14. A method comprising communicating to a remote location signals which have been background corrected using a global, background-signal intensity correction obtained by a method of claim 1.

15. A method comprising receiving data produced by using the method of claim 1.

16. The method of claim 1 wherein a molecular-array data set having one or more channel includes:

a data set containing data subsets corresponding to feature signals obtained from reading a single microarray in two or more different channels;

a data set containing data subsets corresponding to feature signals obtained from reading two or more different arrays in a single channel; and

a data set containing data subsets corresponding to feature signals obtained from reading two or more different arrays in two or more different channels.

17. Using one or more optional global background-signal corrections calculated by the method of claim 1 to carry out one of:

evaluation operation of a microarray reader;

evaluation of the quality of background correction;

evaluation of the quality of data corrections other than background corrections;

calibration a microarray reader;

evaluation the quality of a microarray; and

evaluation of the reproducibility of a molecular-array-based experiment.

18. A computer program including an implementation of the method of claim 1 stored in a computer readable medium.

19. A method comprising forwarding data produced by using the method of claim 1.

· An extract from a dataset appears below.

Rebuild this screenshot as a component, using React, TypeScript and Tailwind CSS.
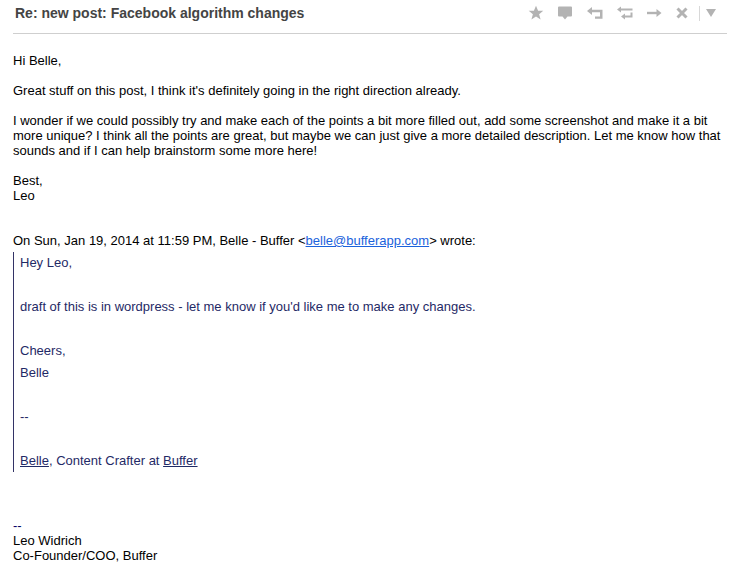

20. A multi-channel, molecular-array data-set processing system comprising:

a computer processor;

a communications medium by which molecular-array data points are received by the molecular-array-data processing system;

one or more memory components that store molecular-array data points; and a program, stored in the one or more memory components and executed by the computer processor, that receives a non-negative constant; selects a set of low-combined-intensity features from the microarray data set; determines a representation to describe a central-trend of the selected set of low-combined-intensity features; and applies the non-negative constant and the representation to correct the microarray data.